In case the result of judgment in Step 254 is indicative of Mode "2", processing moves to Step 258, wherein judgment is made whether CHDTYP="0" (non-establishment of a chord). And, if the result of this judgment is negative, (N), processing moves to Step 260, wherein chord processing based on a chord pattern is carried out. This chord processing is a processing similar to that described with respect to chord pattern in Step 258, whereby auto-chord performance is made feasible.

In case the result of judgment in Step 254 indicates Mode "3", processing moves to Step 262, wherein judgment is made whether CHDTYP="0" is indicated. If the result of this judgment is negative, (N), processing moves to Step 264, wherein bass tone processing based on a bass pattern is carried out. This bass tone processing is one similar to that described with respect to bass pattern in Step 256, whereby making an auto-bass performance feasible.

Upon completion of the processing in

Steps

256, 260 or 264, or when the result of judgment in

Step

258 or 262 is affirmative, (Y), processing moves to Step 266.

The reason why arrangement is made so as to avoid the processing in

Step

260 or 264 when CHDTYP is "0" in

Step

258 or 262, respectively, in case of Mode "2" or "3" as stated above is to cause either an auto-chord or auto-bass performance to be started under the condition that a chord is established at the initializing time or at such a mode setting time as shown in FIG. 10. After an auto-chord or auto-bass performance has been started in this way, TYP="0" is no longer set in CHDTYP in accordance with the Step 152 of FIG. 9. Therefore, even when a chord is not established, an auto-chord or auto-bass performance is continued, respectively, exactly in the same chord pattern or bass pattern as before. At such an occasion, manual performance tones are generated also as has been described with respect to FIG. 7.
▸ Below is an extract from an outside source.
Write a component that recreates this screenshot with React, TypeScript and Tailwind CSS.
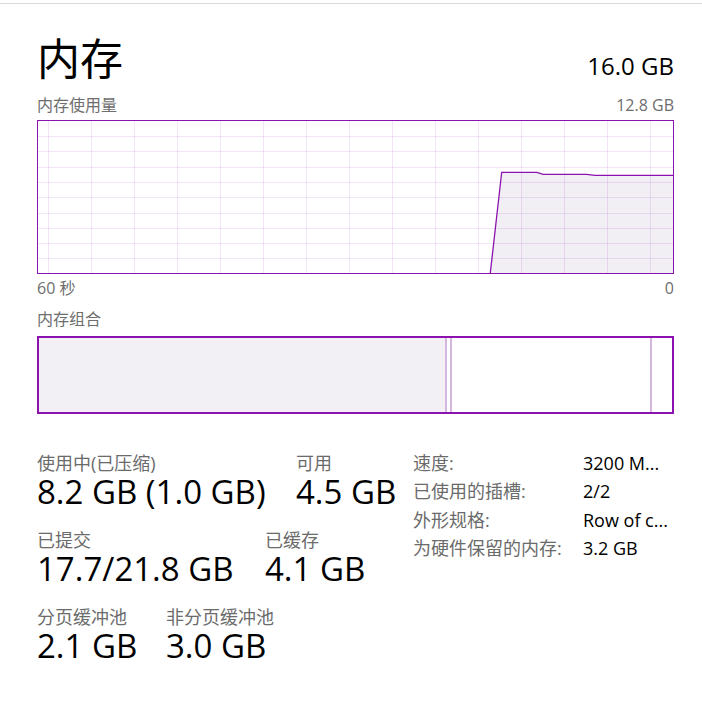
import React from "react";

const PURPLE = "#8b12ae";

function UsageChart() {
  const W = 635;
  const H = 152;
  const vLines: number[] = [];
  for (let x = 10; x < W; x += 43) vLines.push(x + 0.5);
  const hLines: number[] = [];
  for (let k = 1; k < 10; k++) hLines.push(Math.round(15.3 * k - 0.3) + 0.5);
  const pts: [number, number][] = [
    [452.3, 152],
    [463.7, 51.3],
    [498.7, 51.3],
    [505.3, 53.3],
    [548.7, 53.3],
    [557, 54.3],
    [635, 54.3],
  ];
  const line = pts.map((p) => p.join(",")).join(" ");
  const area = [...pts, [635, 152] as [number, number]].map((p) => p.join(",")).join(" ");
  return (
    <div className="w-[637px] h-[154px] border border-[#8b12ae] bg-white">
      <svg width={W} height={H} viewBox={`0 0 ${W} ${H}`} className="block">
        <polygon points={area} fill="#f1eff4" />
        {vLines.map((x) => (
          <line key={"v" + x} x1={x} y1={0} x2={x} y2={H} stroke={PURPLE} strokeOpacity={0.11} strokeWidth={1} />
        ))}
        {hLines.map((y) => (
          <line key={"h" + y} x1={0} y1={y} x2={W} y2={y} stroke={PURPLE} strokeOpacity={0.11} strokeWidth={1} />
        ))}
        <polyline points={line} fill="none" stroke={PURPLE} strokeWidth={1.3} />
      </svg>
    </div>
  );
}

function CompositionBar() {
  return (
    <div className="w-[637px] h-[78px] border-2 border-[#8b12ae] flex bg-white">
      <div className="w-[406px] h-full bg-[#f2f0f4]" />
      <div className="w-[2px] h-full bg-[#d4b6de]" />
      <div className="w-[3px] h-full bg-white" />
      <div className="w-[2px] h-full bg-[#d4b6de]" />
      <div className="flex-1 h-full bg-white" />
      <div className="w-[2px] h-full bg-[#d4b6de]" />
      <div className="w-[20px] h-full bg-white" />
    </div>
  );
}

function Stat({ label, value, w }: { label: string; value: string; w?: string }) {
  return (
    <div className={w ?? ""}>
      <div className="text-[18px] leading-[18px] text-[#6b6b6b] whitespace-nowrap">{label}</div>
      <div className="text-[33px] leading-[40px] text-black whitespace-nowrap">{value}</div>
    </div>
  );
}

export default function App() {
  return (
    <div className="w-[702px] h-[718px] bg-white font-['Open_Sans','Noto_Sans_CJK_SC',sans-serif] overflow-hidden">
      <div className="h-[3px]" />
      <div className="h-px bg-[#dadada]" />
      <div className="pl-[37px] pr-[28px]">
        <div className="mt-[33px] flex justify-between items-start">
          <div className="text-[43px] leading-[43px] text-black">内存</div>
          <div className="mt-[17px] text-[24px] leading-[24px] text-black">16.0 GB</div>
        </div>
        <div className="mt-[17px] flex justify-between text-[16px] leading-[16px] text-[#6e6e6e]">
          <span>内存使用量</span>
          <span>12.8 GB</span>
        </div>
        <div className="mt-[7px]">
          <UsageChart />
        </div>
        <div className="mt-[6px] flex justify-between text-[16px] leading-[16px] text-[#6e6e6e]">
          <span>60 秒</span>
          <span>0</span>
        </div>
        <div className="mt-[15px] text-[16px] leading-[16px] text-[#6e6e6e]">内存组合</div>
        <div className="mt-[9px]">
          <CompositionBar />
        </div>
        <div className="mt-[35px] flex items-start">
          <div className="w-[376px] pt-[5px]">
            <div className="flex">
              <Stat w="w-[259px]" label="使用中(已压缩)" value="8.2 GB (1.0 GB)" />
              <Stat label="可用" value="4.5 GB" />
            </div>
            <div className="mt-[19px] flex">
              <Stat w="w-[228px]" label="已提交" value="17.7/21.8 GB" />
              <Stat label="已缓存" value="4.1 GB" />
            </div>
            <div className="mt-[19px] flex">
              <Stat w="w-[129px]" label="分页缓冲池" value="2.1 GB" />
              <Stat label="非分页缓冲池" value="3.0 GB" />
            </div>
          </div>
          <div className="grid grid-cols-[170px_1fr] text-[18px] leading-[28.4px] whitespace-nowrap">
            <div className="text-[#6b6b6b]">速度:</div>
            <div className="text-black">3200 M...</div>
            <div className="text-[#6b6b6b]">已使用的插槽:</div>
            <div className="text-black">2/2</div>
            <div className="text-[#6b6b6b]">外形规格:</div>
            <div className="text-black">Row of c...</div>
            <div className="text-[#6b6b6b]">为硬件保留的内存:</div>
            <div className="text-black">3.2 GB</div>
          </div>
        </div>
      </div>
    </div>
  );
}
In Step 266, the value of CLK is incremented by "1". And, processing moves to Step 268, wherein judgment is made whether the value of CLK is "64" (end of two bars). If the result of this judgment is negative, (N), processing returns to the routine of FIG. 6, whereas in case it is affirmative, (Y), CLK is reset to "0" in Step 270, and thereafter processing returns to the routine of FIG. 6. Accordingly, such a performance as auto-rhythm, auto-bass, auto-chord, etc. is repeated for every two bars (measures).

Modified Embodiment

The present invention is not limited to those embodiments described above, but it can be put to practice in various modified forms. For example, the following modification is feasible.

(1) In the earlier-described embodiments, manual bass mode and manual chord mode are shown exemplarily. Arrangement may be made, however, that at the time of establishment of a chord, chord tones and bass tones are generated as automatic accompaniment tones, whereas at the time of non-establishment of a chord, the pronunciation of either one of the parts (chord tones or bass tones) of automatic accompaniment is inhibited to thereby enable this inhibited part for making manual performance. Also, arrangement may be provided so that at the time of establishment of a chord, chord tones and bass tones are generated as the automatic accompaniment tones, whereas at the time of non-establishment of a chord, such tones as obligato, etc. may be generated as manual performance tones corresponding to the depressed keys.
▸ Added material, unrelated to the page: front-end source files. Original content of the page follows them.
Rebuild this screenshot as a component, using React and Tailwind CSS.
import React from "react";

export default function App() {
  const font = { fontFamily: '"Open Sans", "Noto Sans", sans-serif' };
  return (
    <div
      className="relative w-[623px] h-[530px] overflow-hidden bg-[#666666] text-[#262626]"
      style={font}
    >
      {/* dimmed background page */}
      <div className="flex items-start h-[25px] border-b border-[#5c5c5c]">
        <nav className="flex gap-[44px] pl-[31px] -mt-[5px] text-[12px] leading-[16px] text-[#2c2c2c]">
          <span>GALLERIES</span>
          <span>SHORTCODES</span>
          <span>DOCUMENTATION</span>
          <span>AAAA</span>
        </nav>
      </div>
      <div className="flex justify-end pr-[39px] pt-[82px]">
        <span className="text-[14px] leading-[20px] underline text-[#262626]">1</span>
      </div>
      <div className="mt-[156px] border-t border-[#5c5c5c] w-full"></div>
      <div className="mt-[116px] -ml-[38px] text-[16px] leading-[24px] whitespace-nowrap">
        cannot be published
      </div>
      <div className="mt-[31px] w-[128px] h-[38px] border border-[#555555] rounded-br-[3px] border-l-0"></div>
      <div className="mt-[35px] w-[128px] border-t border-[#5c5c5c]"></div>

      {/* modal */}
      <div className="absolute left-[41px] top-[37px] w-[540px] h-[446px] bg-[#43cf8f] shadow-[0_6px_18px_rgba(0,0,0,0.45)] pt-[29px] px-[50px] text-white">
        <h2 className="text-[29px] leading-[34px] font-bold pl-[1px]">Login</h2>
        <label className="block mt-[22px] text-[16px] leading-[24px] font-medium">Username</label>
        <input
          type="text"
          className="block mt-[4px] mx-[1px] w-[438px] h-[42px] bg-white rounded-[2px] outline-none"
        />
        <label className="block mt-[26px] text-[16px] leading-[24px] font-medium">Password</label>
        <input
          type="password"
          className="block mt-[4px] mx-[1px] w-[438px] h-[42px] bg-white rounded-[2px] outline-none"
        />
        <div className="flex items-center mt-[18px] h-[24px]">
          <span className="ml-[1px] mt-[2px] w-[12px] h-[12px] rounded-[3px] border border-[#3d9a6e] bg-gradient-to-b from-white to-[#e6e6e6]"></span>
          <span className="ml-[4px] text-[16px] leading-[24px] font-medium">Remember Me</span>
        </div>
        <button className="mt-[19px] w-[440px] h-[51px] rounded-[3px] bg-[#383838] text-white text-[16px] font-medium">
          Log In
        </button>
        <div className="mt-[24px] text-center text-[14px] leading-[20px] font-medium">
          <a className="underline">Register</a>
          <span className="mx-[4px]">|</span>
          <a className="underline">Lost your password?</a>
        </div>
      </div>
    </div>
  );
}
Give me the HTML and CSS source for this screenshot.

(2) In the earlier-described embodiments, arrangement has been provided so that when a chord is established during the manual bass mode, the root note thereof is sounded out as the bass tone. However, such sounding-out of bass tone may be omitted to sound out only the chord tones.
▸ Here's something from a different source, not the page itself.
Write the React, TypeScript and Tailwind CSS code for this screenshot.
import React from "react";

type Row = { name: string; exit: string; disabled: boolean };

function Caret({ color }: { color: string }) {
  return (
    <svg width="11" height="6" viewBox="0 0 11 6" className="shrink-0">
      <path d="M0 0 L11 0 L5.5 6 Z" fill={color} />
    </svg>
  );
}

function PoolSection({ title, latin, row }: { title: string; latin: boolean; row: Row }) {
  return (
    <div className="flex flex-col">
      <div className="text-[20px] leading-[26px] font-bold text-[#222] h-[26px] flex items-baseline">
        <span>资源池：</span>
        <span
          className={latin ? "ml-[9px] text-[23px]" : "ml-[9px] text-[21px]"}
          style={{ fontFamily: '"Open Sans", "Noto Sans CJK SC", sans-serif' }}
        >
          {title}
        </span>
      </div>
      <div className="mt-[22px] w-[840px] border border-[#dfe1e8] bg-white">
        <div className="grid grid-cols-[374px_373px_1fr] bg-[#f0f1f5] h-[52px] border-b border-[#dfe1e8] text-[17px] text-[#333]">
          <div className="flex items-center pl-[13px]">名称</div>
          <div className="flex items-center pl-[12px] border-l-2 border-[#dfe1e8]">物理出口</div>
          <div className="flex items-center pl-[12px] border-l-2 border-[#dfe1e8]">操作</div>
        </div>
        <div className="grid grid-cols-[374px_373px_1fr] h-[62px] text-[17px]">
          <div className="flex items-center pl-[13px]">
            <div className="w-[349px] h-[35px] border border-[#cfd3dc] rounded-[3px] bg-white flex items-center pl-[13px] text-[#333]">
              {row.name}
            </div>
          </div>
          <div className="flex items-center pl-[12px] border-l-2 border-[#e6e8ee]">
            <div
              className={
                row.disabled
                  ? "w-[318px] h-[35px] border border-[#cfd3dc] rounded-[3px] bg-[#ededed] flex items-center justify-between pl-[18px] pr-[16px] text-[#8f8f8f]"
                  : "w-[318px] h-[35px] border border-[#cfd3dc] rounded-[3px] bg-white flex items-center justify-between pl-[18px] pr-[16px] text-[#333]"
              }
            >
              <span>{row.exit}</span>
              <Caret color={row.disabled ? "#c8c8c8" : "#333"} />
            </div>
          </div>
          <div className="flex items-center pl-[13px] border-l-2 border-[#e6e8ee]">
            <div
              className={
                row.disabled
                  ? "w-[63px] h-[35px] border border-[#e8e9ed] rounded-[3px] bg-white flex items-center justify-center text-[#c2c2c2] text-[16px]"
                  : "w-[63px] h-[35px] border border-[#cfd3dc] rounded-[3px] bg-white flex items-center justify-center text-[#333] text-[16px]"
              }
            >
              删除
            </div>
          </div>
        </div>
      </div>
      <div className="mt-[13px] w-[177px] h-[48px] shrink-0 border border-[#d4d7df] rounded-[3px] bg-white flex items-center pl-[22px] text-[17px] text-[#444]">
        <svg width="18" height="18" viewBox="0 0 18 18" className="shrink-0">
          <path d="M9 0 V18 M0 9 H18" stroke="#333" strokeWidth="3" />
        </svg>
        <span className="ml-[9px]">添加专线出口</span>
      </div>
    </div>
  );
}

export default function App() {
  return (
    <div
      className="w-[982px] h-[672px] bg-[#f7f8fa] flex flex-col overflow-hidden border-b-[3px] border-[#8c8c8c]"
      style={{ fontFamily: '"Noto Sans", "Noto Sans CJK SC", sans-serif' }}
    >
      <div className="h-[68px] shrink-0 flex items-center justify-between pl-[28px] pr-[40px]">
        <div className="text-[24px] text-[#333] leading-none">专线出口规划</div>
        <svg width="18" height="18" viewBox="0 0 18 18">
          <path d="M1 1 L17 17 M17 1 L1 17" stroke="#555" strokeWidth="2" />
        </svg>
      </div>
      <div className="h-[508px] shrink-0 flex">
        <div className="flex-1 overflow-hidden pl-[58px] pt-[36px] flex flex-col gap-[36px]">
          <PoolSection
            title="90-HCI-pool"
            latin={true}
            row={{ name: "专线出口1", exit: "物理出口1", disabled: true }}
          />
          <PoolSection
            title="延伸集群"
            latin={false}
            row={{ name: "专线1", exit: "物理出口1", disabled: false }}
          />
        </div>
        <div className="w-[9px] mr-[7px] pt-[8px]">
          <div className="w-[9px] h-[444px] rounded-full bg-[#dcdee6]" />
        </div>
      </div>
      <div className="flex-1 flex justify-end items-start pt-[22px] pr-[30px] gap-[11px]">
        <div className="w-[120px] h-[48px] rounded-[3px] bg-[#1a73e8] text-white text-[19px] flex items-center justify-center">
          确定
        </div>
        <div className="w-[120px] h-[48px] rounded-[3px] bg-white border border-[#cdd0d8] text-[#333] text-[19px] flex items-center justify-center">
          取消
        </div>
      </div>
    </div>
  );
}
(3) During the running of a rhythm, such automatic accompaniment tones as chord tones, bass tones, etc. may be provided as continuing tones without beating with rhythms.

(4) Arrangement may be provided so that during the manual mode such as manual bass, manual chord, etc., the generation of automatic accompaniment tones is suspended on the condition of non-establishment of a chord or no key-depression on the keyboard.

Claims

What is claimed is:

1. An automatic accompaniment apparatus for use in or with an electronic musical instrument, comprising:

a keyboard;

detecting means connected to said keyboard for detecting a chord type based on key-depression signals supplied from said keyboard;

judging means connected to said detecting means for judging whether said detecting means has detected a predetermined chord type;

accompaniment tone generating means connected to said detecting means and to said judging means for generating, when the result of judgment made by said judging means is affirmative, accompaniment tones in accordance with an accompaniment pattern corresponding to the detected chord type; and

manual tone generating means connected to said keyboard and to said judging means for generating based on said key-depression signals, when the result of judgment made by said judging means is negative, musical tones in accordance with each of the depressed keys, each tone individually corresponding to a respective one of the depressed keys.

2. An automatic accompaniment apparatus according to claim 1, in which:

said accompaniment tone generating means is arranged to be operative so that, when said result of judgment is negative, the generation of the accompaniment tones continue with the accompaniment pattern which has been running till then.

3. An automatic accompaniment apparatus for use in or with an electronic musical instrument, comprising:

a keyboard including keys and delivering key-depression signals indicative of depressed ones among said keys;

detecting means connected to said keyboard for detecting a state of the depression of said keys based on said key-depression signals supplied from said keyboard;

judging means connected to said detecting means for judging whether said detecting means has detected a predetermined state of the key depression by comparison with memorized states;

first tone generating means connected to said detecting means and to said judging means for generating, when the result of judgment made by said judging means is affirmative, tones of automatic performance in accordance with a predetermined performance pattern corresponding to the detected state; and

second tone generating means connected to said keyboard and to said judging means for generating based on said key-depression signals, when the result of judgment made by said judging means is negative, individual tones of manual performance in accordance with each of the depressed keys, each tone corresponding to a respective one of the depressed keys.